AIM => Print, exactly as they stand, the lines from the start of the listing to the line containing "const DATE = 'Jan 1, 2014, 1:06 AM';", inclusive.

DATA SECTION =>
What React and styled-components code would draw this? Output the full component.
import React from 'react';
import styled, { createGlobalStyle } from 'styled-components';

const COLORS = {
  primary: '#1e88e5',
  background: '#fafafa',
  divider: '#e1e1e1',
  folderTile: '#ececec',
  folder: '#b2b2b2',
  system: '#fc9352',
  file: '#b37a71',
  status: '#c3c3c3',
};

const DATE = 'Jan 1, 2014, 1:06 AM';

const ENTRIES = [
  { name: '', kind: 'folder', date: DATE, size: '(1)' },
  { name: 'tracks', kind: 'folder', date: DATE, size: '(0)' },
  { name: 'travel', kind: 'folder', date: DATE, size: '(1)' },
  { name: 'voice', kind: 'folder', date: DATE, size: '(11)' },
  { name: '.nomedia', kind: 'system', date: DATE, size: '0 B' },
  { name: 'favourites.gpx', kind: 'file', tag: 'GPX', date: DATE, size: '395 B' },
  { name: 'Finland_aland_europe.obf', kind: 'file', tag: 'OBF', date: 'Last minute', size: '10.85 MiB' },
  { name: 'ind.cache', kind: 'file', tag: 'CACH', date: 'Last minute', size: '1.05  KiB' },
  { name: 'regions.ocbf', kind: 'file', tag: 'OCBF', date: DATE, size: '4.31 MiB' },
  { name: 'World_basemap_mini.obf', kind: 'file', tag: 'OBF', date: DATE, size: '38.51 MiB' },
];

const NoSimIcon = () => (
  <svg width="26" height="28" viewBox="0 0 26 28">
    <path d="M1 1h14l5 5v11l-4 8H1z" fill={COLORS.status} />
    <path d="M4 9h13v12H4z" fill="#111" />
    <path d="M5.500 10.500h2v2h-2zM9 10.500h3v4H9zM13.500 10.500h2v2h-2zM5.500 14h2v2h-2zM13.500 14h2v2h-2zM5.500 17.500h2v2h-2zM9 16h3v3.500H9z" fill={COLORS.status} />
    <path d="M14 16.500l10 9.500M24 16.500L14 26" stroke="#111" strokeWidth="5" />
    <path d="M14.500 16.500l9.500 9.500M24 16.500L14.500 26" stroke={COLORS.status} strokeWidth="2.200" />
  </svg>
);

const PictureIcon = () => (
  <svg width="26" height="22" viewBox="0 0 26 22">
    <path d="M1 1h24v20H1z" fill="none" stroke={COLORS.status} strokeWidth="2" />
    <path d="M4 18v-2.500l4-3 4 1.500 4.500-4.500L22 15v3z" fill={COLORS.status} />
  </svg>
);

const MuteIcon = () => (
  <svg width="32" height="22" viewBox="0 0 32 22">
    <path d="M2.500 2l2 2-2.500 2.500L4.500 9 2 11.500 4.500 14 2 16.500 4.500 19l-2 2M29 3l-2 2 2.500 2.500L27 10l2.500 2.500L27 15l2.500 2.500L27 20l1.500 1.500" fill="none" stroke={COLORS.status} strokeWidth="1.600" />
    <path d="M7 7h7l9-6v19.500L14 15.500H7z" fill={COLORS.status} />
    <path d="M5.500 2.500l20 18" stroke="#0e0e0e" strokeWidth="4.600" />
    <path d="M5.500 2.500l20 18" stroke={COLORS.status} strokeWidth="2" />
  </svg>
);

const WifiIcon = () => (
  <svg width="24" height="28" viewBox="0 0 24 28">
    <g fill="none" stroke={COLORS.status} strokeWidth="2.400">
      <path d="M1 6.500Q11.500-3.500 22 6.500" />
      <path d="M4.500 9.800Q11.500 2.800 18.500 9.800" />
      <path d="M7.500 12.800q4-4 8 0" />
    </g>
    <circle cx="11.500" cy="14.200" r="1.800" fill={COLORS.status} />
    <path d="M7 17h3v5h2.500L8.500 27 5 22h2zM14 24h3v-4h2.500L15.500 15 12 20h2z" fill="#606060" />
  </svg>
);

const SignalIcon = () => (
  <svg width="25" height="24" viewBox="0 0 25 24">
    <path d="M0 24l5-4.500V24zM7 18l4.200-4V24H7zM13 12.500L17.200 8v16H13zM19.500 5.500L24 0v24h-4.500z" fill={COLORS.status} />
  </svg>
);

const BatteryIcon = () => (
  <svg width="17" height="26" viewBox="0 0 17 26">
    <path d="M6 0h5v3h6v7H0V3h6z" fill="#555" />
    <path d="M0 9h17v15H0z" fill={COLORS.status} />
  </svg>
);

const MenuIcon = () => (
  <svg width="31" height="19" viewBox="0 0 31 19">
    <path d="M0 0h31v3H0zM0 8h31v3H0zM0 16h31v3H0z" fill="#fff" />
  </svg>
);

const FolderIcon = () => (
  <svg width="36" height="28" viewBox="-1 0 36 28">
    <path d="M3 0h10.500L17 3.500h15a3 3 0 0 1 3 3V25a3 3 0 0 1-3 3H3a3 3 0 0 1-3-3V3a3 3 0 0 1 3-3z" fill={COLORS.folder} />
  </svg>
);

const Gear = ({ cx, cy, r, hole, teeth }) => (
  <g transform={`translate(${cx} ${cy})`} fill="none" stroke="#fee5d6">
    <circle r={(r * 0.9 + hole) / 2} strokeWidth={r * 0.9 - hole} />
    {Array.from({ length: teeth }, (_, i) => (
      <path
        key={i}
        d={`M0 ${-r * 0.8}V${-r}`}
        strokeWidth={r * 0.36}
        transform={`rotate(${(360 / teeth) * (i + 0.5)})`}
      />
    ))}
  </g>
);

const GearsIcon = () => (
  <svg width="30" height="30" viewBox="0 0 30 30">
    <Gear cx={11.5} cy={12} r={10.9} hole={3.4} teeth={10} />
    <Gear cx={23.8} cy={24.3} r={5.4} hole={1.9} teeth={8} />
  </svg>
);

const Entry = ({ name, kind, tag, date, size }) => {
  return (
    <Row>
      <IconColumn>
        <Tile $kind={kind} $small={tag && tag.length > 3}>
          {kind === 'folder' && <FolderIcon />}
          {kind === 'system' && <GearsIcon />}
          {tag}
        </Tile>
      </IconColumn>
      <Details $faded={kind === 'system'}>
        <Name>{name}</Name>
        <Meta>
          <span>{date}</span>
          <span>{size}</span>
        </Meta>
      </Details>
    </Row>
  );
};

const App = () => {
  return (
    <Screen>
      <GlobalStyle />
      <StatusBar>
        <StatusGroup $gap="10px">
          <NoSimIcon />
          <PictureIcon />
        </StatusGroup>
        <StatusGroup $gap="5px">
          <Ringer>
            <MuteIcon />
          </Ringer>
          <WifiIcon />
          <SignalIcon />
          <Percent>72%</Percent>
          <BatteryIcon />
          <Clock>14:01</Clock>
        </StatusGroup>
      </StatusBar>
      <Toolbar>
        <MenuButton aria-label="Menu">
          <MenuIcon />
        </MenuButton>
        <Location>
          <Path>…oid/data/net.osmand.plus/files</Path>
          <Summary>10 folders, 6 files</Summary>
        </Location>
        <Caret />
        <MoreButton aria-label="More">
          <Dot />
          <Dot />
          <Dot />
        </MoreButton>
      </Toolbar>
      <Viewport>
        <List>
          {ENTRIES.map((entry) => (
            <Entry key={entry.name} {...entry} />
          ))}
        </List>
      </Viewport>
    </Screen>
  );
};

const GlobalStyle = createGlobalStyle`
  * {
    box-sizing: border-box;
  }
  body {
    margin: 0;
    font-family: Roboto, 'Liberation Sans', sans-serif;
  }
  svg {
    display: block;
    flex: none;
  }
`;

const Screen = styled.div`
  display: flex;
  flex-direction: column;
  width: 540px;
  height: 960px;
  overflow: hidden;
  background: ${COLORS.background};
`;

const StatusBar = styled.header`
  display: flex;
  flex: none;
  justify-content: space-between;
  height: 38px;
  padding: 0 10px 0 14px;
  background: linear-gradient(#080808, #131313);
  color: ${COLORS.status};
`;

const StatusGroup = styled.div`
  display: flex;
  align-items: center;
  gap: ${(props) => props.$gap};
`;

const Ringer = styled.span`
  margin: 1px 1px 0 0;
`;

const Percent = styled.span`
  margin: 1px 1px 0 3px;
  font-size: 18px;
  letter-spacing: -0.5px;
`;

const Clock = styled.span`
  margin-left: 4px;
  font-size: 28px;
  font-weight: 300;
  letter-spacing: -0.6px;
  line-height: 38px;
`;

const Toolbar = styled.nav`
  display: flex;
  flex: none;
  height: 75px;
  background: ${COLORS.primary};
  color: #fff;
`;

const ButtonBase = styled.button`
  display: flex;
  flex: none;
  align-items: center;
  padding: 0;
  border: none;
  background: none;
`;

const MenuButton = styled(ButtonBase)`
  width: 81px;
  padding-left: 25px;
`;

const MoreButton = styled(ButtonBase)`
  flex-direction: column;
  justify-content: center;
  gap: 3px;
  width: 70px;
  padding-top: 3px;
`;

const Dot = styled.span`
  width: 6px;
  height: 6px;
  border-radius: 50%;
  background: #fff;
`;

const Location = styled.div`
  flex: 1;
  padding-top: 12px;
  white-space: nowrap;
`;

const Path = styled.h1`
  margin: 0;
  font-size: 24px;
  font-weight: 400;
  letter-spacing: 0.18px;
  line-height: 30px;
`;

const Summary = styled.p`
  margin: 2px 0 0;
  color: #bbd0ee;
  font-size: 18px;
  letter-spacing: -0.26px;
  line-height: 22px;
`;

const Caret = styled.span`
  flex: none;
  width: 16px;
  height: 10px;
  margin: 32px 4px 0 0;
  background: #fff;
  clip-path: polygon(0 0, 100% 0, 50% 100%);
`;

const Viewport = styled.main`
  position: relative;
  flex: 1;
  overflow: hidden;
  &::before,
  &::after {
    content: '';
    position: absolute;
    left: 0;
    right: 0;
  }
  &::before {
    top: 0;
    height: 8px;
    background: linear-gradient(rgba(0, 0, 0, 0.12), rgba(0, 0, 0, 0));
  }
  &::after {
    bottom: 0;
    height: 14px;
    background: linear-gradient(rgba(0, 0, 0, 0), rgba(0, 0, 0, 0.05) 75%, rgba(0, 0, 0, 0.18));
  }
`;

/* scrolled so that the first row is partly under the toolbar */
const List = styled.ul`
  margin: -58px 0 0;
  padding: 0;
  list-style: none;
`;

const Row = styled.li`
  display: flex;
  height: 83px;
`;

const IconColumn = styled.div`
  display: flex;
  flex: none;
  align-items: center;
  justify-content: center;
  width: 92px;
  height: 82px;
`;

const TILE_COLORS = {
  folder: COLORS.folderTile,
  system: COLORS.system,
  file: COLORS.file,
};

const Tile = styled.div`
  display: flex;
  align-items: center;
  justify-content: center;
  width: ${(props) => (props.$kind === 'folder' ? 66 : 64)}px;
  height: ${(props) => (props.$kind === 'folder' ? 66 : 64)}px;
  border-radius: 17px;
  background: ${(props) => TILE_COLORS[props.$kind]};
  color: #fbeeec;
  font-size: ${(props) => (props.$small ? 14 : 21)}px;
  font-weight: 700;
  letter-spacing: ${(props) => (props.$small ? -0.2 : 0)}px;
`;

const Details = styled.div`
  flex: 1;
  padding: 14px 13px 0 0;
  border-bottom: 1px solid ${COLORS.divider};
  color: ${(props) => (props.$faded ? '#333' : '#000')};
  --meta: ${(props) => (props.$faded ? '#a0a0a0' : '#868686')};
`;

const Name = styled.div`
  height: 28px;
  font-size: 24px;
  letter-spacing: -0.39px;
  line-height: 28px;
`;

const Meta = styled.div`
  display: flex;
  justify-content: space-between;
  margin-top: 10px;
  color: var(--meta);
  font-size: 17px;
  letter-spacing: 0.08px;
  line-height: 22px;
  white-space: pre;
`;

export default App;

TASK SOLUTION =>
What React and styled-components code would draw this? Output the full component.
import React from 'react';
import styled, { createGlobalStyle } from 'styled-components';

const COLORS = {
  primary: '#1e88e5',
  background: '#fafafa',
  divider: '#e1e1e1',
  folderTile: '#ececec',
  folder: '#b2b2b2',
  system: '#fc9352',
  file: '#b37a71',
  status: '#c3c3c3',
};

const DATE = 'Jan 1, 2014, 1:06 AM';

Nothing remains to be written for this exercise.